Melilla, where the storage system will be located, sits in a Spanish enclave on Morocco’s northeast coast. Image: JJ Merelo.

Energy group Enel has started operating a 4MW/1.7MWh backup power storage system at a plant in Spain’s North African territory using 78 repurposed Nissan electric vehicle (EV) batteries.

The ‘Second Life’ project is located at a conventional power plant in Melilla operator by the company’s Spanish arm Endesa.

The battery energy storage system (BESS) uses 48 disused EV batteries and another 30 new batteries included for performance comparison and was assembled by system integrator Loccioni.

The company says that each battery pack removed from the vehicle is placed directly into the overall storage system exactly as it was in the vehicle, without the need for disassembly.

Melilla is located in a Spanish enclave on Moroccan coast and its 90,000 residents’ electricity needs are served by a local microgrid powered by Endesa’s power plant. In the event of the power plant disconnecting, the BESS will be able to inject power into Melilla’s microgrid for 15 minutes allowing the plant to reset and restart the grid power supply.

This will help Melilla’s electricity grid operator avoid load shedding events, improve the reliability of the grid and secure the continuity of network service to the local population, Enel said.

The company says its advanced energy solutions segment Enel X Global Retail is also working on a project to build a 10MWh BESS using disused EV batteries, from multiple vehicle brands, into a 30MW solar park at Rome Fiumicino airport.

Second life projects using EV batteries for various use cases are springing up across the sector.
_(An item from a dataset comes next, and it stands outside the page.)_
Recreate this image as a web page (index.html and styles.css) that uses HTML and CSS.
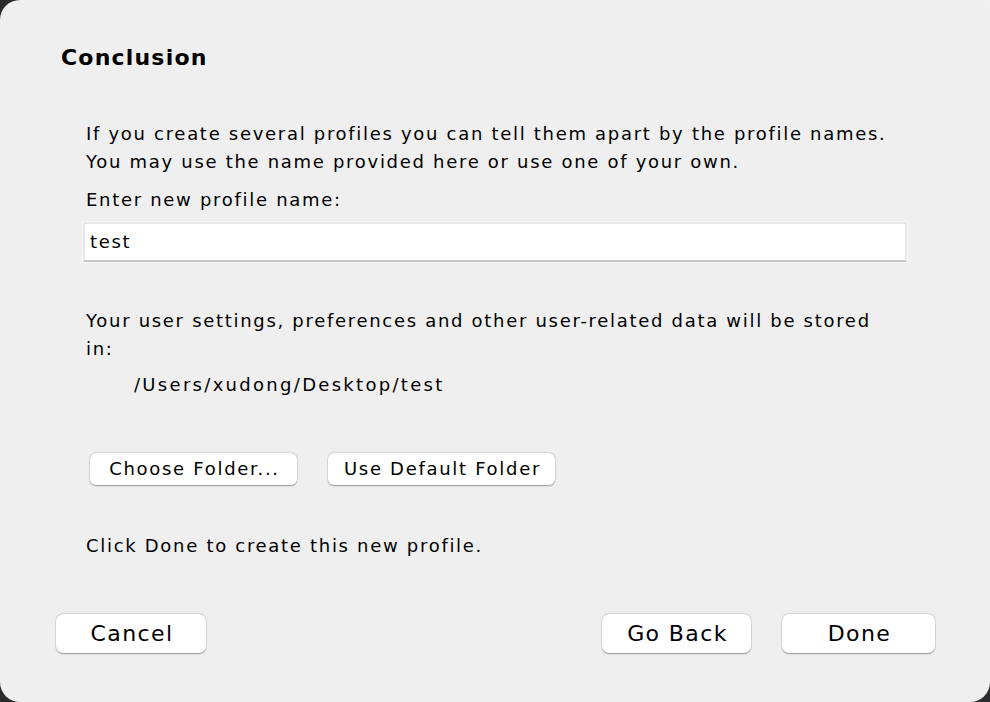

One expert recently wrote a guest blog on Energy-storage.news saying that up to 30% of EV batteries can be re-used and US national lab UL is looking at the technology in partnership with Hyundai.

Just last week, Jaguar Land Rover launched a mobile 125kWh BESS solution for EV charging which used batteries from its Jaguar I-PACE SUV. That production required disassembly with 85% of materials re-used though as a mobile solution will need to take up less space than a stationary one.

And at the start of the year, second life Audi EV batteries from its e-tron line were used to deliver a 4.5MWh BESS at a pumped hydro energy storage (PHES) plant in North-Rhine Westphalia run by energy group RWE. The firm said the batteries still had 80% of their residual capacity when taken out of car use.

Energy-storage.news has asked Enel for an equivalent figure from Nissan’s EV batteries and will update this story when a substantive response is received.

Enel claims its renewable arm Enel Green Power is the largest privately-held renewable company with 54GW of renewable generating assets, as well as 300MW of storage and 80MW of behind-the-meter storage installations to-date.